こんな奴らの言う事なら、まだカエル野郎の方がマシかもしれない。
木霊様は一貫して移民政策推進に反対してこられましたよね。
移民しないから日本はダメだ。外国人嫌悪でロシアやチャイナと同じだと方言する大統領と、そこに媚を売る岸田どうなんてすかね?
なんでいつも岸田を庇うの?
岸田氏の政策に関しても、是々非々ですよ。
良い面は良いと、悪い面は悪いと、そのように指摘しているつもりであります。
ただ、誤解されている部分が多いだけに、擁護する流れになることがあるのは自覚しております。
バイデン氏への突っ込みは別記事に書きました。
日本はアメリカと上手くやっていくしかないとはいえ、おかしな事を言われればしっかりと反論できないとダメですね。
岸田首相が2日に仏国を訪問、紅皇帝も5日から仏国に乗り込みました。
仏国は、こういう”鉄火場”交渉が大好きで、大抵のことならなんにでも首を突っ込もうとします。
今回は、日本・フィリピン側と支那側の双方にいい顔しつつ、アジアでの政治的・経済的利益を狙っているんでしょう。

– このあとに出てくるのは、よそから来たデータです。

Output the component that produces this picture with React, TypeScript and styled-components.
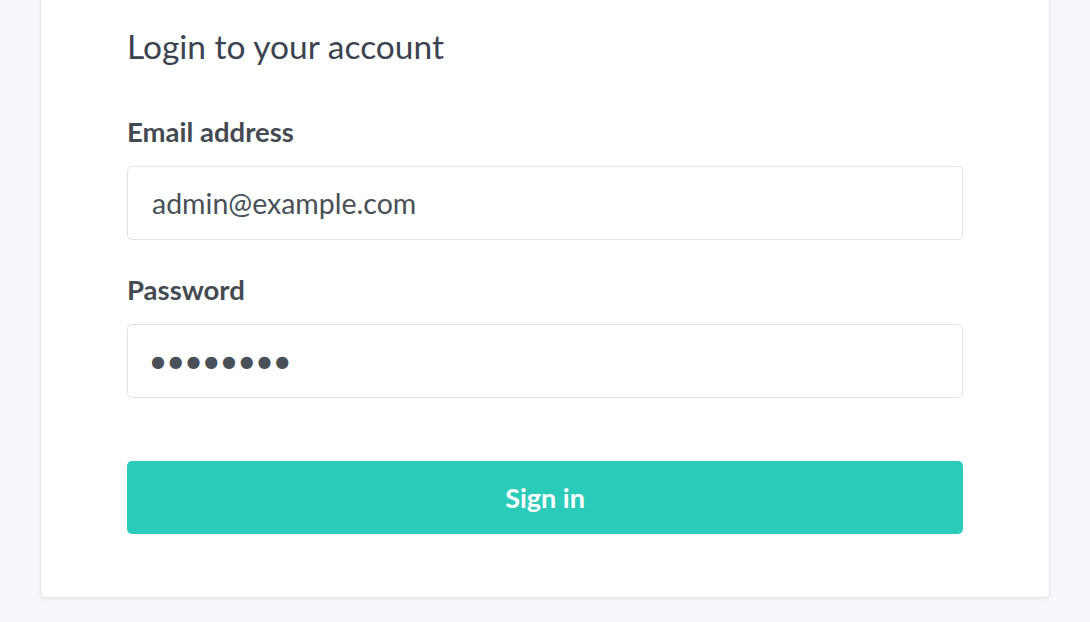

特に今は、米国のアジア・プレゼンスが低下しているので、仏国にとってはチャンスなんでしょう。
フランスはおかしな事に首を突っ込んでいますね。
日本としても付き合う義理はないんですが、関係を深めることにメリットもありそうですから、距離感を図りながらやっていきたいですね。
こんにちは。
記事中の外務省資料に、韓国チャンのかの字も見えないのが……なんというかこう、手心というか……
そりゃ、「り地域」をアテにするバカは、もういないですよね……いないよな>外務省
こんにちは。
外務省としても、散々虚仮にされていますから。
とはいえ、それに懲りないのが彼らでありますから、注意してみていく必要があるでしょう。